● **Material to process**
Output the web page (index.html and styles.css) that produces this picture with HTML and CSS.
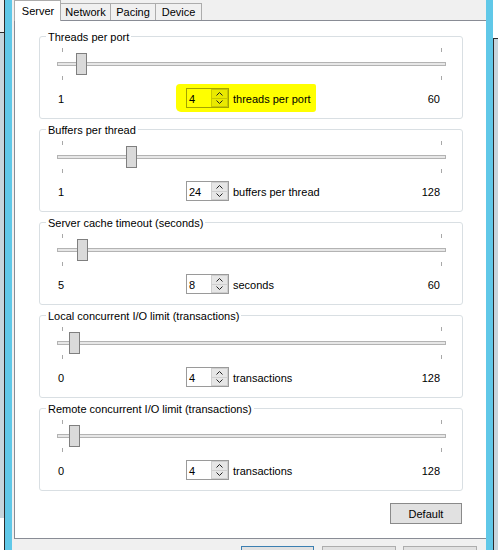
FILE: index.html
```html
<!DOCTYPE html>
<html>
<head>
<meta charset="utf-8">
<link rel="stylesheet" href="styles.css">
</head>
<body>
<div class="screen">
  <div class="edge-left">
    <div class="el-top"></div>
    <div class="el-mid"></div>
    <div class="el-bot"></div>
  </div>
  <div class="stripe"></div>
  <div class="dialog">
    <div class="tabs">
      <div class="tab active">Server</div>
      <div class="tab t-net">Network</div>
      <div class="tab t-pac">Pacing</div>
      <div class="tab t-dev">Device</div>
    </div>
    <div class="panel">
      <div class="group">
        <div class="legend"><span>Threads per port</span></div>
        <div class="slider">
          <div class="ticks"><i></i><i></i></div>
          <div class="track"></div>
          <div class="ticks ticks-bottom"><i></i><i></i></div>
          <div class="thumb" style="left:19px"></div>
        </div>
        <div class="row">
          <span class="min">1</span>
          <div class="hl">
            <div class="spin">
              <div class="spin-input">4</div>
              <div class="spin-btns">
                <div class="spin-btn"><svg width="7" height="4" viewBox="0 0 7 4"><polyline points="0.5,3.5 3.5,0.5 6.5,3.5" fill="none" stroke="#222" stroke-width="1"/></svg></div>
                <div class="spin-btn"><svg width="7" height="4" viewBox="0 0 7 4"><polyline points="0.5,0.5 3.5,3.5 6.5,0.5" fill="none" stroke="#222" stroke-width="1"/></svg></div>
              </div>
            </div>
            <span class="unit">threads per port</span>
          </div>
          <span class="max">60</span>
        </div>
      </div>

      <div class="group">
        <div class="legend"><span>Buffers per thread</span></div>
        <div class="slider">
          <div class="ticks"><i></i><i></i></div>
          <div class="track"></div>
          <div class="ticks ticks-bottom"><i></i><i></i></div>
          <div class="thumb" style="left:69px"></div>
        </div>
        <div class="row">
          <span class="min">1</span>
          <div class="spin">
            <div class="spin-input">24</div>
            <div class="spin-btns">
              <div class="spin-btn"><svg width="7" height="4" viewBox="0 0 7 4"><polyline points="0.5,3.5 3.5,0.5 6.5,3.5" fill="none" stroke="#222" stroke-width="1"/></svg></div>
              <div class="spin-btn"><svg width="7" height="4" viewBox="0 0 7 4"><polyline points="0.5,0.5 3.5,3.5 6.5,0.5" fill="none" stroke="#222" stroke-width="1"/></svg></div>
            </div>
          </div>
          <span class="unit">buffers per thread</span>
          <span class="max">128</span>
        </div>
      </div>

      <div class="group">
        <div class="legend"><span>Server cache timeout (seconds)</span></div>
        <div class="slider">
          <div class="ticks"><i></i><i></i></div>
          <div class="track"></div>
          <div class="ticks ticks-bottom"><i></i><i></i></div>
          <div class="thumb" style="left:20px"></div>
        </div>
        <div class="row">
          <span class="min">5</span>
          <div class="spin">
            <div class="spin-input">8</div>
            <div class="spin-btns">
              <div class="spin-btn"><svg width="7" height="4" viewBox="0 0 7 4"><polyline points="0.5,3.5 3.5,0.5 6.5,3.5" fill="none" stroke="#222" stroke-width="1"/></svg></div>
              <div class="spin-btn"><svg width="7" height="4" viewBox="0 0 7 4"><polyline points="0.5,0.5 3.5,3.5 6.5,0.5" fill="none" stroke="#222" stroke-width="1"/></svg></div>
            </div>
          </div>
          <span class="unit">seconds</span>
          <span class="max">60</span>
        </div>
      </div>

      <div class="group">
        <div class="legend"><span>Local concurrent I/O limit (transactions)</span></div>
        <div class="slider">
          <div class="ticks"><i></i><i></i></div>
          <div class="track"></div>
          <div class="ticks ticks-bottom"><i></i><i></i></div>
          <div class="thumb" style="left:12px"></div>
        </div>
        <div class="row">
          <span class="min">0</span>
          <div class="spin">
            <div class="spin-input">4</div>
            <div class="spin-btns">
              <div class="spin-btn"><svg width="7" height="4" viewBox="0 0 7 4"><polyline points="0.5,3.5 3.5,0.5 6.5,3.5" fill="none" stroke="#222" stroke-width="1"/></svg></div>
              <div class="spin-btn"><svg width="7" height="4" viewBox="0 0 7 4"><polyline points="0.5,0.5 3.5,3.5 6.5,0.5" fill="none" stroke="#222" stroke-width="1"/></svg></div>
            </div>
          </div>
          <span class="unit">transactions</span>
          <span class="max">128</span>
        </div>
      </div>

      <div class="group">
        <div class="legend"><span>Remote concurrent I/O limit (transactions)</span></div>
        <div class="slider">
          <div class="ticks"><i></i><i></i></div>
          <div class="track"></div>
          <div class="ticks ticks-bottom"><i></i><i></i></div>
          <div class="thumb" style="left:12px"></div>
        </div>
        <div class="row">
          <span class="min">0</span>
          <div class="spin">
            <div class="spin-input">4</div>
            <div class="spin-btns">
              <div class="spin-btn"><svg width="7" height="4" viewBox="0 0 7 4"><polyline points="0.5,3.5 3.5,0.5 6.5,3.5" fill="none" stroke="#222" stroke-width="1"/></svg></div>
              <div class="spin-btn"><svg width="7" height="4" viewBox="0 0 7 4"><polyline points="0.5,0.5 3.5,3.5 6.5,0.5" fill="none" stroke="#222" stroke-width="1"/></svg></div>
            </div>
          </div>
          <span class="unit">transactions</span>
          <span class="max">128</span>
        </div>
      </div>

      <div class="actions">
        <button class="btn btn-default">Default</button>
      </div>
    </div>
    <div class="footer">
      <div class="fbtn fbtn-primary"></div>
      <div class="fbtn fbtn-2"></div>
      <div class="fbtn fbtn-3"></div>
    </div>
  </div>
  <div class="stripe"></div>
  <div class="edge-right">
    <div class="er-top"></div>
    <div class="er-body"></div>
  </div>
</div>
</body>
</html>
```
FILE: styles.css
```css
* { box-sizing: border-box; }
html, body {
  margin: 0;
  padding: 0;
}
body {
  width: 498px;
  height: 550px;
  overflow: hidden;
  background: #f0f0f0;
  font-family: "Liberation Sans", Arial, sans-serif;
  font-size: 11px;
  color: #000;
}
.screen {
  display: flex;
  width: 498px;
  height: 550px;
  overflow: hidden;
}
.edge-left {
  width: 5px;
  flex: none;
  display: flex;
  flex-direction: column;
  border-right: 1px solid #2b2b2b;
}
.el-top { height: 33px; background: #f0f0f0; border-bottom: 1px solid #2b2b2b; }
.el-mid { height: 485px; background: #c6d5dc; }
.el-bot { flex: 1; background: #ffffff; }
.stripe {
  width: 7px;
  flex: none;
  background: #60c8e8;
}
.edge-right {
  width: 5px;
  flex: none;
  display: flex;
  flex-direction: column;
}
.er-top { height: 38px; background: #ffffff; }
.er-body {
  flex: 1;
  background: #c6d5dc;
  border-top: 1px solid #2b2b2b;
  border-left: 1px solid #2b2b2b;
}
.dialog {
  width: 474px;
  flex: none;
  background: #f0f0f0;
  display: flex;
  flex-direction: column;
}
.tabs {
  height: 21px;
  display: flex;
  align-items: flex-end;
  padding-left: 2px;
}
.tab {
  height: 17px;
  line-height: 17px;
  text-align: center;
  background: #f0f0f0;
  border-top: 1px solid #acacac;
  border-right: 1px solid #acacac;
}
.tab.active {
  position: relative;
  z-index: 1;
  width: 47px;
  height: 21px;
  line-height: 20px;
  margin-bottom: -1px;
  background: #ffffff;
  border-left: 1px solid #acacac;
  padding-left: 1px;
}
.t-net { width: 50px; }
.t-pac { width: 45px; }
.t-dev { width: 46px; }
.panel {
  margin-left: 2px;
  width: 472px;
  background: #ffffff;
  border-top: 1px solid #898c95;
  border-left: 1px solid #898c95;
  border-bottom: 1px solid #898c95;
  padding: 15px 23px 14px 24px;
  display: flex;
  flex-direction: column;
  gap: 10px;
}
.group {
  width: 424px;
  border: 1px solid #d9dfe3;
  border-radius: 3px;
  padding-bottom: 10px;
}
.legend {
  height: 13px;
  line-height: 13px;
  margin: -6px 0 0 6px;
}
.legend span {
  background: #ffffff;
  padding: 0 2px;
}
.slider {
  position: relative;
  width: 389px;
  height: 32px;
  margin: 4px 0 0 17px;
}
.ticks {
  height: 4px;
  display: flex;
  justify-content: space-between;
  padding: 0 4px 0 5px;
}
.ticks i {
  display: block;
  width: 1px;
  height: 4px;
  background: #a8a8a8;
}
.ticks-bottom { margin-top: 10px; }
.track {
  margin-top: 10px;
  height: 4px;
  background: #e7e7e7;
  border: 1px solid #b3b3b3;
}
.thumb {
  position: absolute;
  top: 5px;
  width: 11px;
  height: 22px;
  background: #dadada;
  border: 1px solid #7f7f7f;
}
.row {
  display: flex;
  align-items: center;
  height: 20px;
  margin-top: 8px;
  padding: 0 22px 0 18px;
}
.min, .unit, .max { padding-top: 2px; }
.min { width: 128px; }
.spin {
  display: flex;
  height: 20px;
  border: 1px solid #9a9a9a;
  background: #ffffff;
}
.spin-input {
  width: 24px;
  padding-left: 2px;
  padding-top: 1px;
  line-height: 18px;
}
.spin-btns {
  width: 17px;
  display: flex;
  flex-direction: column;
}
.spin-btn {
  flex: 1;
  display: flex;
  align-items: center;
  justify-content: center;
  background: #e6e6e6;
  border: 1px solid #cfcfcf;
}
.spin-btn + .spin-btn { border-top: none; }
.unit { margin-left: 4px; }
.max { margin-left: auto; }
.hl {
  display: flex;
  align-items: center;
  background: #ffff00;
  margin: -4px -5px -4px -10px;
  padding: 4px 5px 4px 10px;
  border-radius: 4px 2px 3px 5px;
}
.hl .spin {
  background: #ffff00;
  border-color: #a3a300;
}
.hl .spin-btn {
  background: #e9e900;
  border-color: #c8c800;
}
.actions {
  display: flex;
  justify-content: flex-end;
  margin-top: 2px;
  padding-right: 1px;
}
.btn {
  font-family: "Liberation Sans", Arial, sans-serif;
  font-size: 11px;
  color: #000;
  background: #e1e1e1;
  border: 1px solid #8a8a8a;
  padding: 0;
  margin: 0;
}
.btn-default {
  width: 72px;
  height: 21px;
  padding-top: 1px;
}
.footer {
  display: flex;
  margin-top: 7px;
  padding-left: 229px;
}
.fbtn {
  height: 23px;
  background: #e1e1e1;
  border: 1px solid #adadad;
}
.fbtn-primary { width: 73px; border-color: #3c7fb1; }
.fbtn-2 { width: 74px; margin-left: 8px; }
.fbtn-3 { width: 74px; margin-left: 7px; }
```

---

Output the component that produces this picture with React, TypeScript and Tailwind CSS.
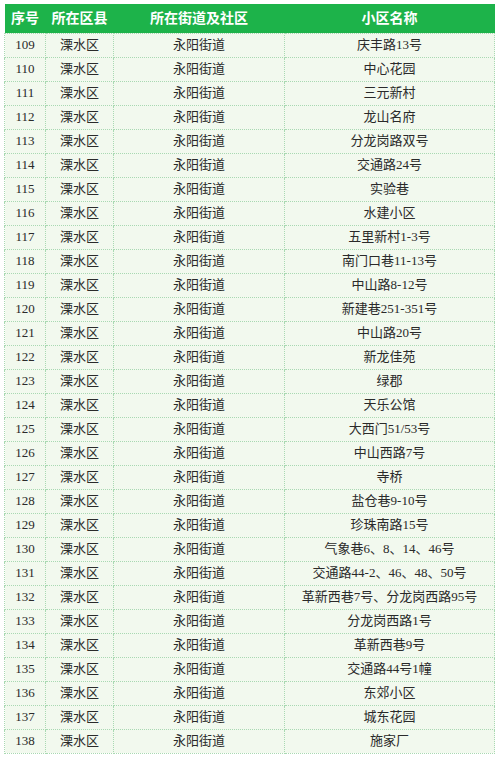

---

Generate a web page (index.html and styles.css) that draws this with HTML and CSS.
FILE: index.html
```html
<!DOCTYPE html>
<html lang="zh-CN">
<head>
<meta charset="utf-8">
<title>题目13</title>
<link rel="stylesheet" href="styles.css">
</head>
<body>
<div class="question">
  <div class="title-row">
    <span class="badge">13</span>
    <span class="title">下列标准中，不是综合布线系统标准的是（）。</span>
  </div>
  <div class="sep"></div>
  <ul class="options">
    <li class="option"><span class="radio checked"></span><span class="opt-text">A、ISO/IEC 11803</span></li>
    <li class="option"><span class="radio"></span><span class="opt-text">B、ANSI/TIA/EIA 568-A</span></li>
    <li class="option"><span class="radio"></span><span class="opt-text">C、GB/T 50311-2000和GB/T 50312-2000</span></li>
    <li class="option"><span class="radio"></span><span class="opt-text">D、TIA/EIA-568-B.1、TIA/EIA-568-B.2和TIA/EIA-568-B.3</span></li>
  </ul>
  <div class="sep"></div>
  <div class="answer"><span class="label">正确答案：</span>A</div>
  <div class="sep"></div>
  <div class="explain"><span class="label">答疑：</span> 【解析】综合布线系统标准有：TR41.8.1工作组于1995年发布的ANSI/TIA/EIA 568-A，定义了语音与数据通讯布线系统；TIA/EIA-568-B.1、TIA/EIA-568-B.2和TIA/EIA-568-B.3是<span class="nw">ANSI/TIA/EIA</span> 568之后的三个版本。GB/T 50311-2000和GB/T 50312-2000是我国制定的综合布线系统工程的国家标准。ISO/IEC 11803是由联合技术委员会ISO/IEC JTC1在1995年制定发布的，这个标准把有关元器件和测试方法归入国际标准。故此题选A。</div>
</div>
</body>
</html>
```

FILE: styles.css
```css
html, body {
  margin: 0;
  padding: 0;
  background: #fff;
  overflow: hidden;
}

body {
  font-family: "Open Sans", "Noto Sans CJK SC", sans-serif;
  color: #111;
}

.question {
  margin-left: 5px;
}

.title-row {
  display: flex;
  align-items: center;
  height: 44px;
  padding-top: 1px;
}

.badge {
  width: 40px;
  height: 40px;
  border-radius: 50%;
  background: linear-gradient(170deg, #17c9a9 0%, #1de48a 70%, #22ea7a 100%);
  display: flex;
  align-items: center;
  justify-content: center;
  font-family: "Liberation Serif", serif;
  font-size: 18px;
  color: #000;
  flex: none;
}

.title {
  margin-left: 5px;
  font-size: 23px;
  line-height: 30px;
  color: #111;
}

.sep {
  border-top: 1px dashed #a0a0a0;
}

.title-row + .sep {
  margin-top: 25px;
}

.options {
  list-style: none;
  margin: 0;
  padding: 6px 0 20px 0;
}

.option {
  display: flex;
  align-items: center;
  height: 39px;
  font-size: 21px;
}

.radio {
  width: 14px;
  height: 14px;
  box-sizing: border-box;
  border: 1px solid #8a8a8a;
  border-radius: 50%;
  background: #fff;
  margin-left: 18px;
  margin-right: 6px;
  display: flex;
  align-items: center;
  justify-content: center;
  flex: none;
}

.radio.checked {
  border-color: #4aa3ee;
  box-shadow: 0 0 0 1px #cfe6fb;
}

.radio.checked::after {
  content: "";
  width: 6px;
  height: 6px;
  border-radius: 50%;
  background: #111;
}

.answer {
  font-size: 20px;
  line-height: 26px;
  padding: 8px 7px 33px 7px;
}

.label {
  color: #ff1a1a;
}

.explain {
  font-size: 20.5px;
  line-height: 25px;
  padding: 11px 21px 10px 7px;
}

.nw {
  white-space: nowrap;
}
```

● **Exercise objective**
Find each line holding the string "picture" and copy it out.

● **Answer to the exercise**
Output the web page (index.html and styles.css) that produces this picture with HTML and CSS.
Output the component that produces this picture with React, TypeScript and Tailwind CSS.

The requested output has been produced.